** start **

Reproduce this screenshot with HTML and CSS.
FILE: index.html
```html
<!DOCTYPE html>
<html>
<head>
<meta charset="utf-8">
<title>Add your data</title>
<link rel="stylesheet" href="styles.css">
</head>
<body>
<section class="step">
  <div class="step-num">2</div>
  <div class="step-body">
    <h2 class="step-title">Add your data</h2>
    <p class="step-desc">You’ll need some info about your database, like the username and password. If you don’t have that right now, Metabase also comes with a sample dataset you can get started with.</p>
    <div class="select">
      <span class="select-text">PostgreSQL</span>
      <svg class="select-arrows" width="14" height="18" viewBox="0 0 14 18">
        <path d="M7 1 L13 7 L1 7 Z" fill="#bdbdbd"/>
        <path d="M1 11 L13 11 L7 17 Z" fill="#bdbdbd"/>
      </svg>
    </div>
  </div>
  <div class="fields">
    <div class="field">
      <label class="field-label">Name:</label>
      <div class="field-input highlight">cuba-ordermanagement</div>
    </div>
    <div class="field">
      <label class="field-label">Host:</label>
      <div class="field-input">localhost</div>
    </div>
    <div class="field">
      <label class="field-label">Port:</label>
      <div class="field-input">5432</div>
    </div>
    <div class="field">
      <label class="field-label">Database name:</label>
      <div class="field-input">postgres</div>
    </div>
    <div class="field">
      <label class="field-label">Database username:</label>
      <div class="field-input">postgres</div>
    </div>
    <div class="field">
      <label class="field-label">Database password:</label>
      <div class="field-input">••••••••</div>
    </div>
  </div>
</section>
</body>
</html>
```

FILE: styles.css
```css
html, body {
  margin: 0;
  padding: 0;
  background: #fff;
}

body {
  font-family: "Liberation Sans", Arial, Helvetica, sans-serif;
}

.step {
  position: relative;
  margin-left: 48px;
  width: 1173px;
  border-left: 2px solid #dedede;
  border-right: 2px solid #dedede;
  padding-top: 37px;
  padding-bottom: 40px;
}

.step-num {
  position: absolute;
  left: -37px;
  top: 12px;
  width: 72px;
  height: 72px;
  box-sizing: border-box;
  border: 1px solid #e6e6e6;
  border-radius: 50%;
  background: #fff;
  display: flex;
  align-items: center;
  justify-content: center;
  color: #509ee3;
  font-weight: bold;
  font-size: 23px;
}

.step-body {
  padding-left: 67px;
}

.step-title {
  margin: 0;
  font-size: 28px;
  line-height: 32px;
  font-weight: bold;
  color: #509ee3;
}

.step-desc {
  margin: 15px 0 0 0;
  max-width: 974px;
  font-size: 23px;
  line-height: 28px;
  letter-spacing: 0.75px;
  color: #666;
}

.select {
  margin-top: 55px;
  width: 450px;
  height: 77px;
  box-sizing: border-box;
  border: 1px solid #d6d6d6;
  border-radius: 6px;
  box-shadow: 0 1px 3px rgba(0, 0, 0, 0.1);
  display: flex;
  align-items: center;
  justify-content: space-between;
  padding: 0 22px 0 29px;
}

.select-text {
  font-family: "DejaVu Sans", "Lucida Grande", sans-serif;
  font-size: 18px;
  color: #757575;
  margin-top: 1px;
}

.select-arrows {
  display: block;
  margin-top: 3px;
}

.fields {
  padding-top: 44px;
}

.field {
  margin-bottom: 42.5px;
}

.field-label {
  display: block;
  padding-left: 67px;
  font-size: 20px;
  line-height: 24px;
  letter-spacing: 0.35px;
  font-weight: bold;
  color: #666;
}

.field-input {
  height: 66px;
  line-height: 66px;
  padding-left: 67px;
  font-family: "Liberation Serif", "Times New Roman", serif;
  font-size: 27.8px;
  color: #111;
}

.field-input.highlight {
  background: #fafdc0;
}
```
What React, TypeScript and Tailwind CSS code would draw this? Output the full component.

** end **

__PROBLEM DESCRIPTION__.
Identify every line holding the word "this" and copy it out.

__THE RESULT__.
Reproduce this screenshot with HTML and CSS.
What React, TypeScript and Tailwind CSS code would draw this? Output the full component.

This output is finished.